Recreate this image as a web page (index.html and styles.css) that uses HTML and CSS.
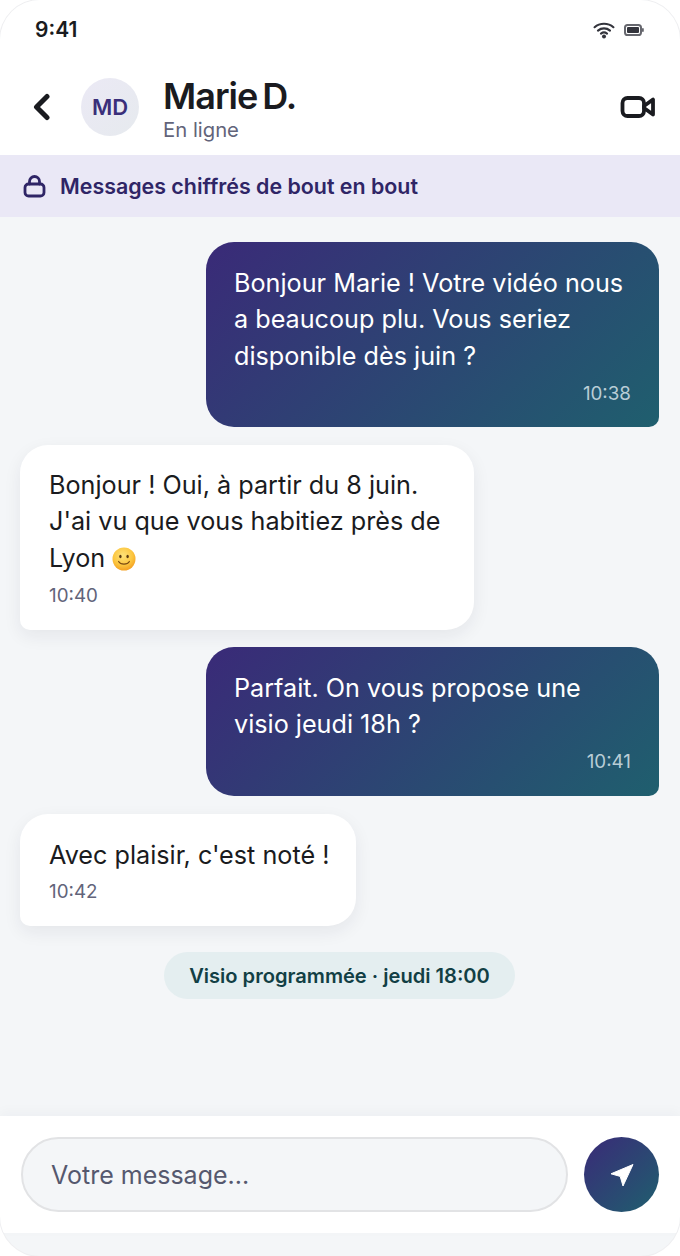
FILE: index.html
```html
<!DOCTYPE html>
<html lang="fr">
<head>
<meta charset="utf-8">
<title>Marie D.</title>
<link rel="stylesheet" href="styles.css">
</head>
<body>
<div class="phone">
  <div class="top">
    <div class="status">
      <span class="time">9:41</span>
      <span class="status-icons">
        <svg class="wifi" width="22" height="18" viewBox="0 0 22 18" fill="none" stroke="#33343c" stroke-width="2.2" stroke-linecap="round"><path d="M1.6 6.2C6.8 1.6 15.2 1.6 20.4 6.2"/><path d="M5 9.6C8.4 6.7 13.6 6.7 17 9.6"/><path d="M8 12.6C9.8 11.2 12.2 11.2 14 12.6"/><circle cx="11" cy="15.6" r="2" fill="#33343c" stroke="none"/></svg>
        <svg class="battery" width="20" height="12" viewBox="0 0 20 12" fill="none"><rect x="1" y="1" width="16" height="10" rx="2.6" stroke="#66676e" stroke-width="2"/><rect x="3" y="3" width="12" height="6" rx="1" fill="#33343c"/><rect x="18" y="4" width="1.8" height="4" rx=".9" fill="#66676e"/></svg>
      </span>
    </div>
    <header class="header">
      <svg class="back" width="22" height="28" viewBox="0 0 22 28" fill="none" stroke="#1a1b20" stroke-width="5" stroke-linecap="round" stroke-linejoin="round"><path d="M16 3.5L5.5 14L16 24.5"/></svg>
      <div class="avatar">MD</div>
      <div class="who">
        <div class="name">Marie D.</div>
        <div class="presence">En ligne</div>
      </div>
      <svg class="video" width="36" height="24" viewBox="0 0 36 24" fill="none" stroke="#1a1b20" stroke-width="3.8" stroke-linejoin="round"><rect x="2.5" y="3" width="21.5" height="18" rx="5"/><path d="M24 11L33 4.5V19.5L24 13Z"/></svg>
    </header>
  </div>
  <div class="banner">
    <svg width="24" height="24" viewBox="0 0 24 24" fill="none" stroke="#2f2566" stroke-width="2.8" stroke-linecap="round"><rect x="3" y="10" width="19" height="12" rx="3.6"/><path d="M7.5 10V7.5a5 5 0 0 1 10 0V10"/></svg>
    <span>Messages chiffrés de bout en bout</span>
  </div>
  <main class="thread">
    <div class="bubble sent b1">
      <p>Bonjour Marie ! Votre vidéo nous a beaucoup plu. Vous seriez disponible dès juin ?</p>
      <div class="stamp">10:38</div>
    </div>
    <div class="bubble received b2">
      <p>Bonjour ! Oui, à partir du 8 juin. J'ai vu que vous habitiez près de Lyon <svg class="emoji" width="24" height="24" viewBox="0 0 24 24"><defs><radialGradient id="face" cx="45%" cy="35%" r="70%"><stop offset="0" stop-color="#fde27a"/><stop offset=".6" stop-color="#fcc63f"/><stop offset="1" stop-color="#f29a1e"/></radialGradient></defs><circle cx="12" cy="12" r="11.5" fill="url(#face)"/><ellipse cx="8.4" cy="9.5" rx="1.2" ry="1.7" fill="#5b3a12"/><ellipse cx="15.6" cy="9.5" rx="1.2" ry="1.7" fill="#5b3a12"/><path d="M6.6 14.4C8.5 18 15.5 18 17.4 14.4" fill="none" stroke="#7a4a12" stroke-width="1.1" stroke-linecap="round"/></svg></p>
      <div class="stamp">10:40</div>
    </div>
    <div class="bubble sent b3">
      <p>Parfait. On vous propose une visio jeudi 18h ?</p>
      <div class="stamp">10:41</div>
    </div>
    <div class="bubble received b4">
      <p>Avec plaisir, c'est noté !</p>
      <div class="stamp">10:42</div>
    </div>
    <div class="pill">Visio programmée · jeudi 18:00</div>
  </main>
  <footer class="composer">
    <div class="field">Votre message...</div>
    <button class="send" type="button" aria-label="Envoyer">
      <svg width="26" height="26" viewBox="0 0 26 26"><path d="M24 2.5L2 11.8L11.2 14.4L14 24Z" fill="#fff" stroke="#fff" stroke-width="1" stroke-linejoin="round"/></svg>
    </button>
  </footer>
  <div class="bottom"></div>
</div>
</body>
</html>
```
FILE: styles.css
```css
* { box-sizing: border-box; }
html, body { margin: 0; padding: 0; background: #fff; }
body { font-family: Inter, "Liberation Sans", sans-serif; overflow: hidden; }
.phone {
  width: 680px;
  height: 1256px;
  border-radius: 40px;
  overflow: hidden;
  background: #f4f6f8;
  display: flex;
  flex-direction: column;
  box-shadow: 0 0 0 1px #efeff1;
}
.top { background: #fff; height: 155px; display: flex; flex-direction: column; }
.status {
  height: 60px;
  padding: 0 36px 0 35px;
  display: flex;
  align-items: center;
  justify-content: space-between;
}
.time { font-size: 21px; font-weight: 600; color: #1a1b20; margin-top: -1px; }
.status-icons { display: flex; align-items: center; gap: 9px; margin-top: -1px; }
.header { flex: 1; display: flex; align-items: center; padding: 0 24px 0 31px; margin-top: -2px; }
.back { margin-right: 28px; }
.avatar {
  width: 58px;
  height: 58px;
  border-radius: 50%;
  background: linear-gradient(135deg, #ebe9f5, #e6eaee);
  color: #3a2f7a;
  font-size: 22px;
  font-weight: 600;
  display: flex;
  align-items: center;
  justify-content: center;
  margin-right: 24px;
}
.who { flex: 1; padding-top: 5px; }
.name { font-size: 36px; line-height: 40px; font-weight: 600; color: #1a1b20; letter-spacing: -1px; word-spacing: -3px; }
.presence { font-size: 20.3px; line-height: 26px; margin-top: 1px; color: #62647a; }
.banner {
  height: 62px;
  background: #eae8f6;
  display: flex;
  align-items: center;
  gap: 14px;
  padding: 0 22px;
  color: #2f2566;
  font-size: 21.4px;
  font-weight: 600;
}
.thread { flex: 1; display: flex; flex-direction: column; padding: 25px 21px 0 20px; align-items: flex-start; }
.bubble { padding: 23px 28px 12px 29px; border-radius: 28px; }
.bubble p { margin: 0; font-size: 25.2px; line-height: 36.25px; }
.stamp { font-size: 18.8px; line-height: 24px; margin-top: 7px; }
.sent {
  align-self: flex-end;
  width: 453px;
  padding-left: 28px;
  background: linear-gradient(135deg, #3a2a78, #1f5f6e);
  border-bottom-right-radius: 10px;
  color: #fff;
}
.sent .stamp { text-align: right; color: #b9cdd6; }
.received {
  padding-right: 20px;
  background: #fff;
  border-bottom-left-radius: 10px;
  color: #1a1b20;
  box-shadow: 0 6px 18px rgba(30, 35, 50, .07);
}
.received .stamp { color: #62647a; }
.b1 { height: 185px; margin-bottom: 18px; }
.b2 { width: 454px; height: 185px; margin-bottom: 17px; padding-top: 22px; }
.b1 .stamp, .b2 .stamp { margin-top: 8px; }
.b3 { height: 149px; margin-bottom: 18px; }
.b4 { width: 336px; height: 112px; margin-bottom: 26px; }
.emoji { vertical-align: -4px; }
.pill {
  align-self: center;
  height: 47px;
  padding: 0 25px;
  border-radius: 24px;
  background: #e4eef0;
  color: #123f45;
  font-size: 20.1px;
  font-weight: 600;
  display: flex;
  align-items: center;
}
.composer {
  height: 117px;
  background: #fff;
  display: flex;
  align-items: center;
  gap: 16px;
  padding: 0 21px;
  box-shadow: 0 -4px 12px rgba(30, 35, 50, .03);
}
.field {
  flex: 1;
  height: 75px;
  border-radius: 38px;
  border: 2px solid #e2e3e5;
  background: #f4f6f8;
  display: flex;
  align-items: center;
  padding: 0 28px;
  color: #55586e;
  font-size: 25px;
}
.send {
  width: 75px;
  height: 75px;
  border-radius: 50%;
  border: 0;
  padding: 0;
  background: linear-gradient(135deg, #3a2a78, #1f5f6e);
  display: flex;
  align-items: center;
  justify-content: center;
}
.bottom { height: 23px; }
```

══════════════════════════════

* Task prompt: Go through the material line by line. Show each line that contains the string "index".

* Correct output:
Recreate this image as a web page (index.html and styles.css) that uses HTML and CSS.
FILE: index.html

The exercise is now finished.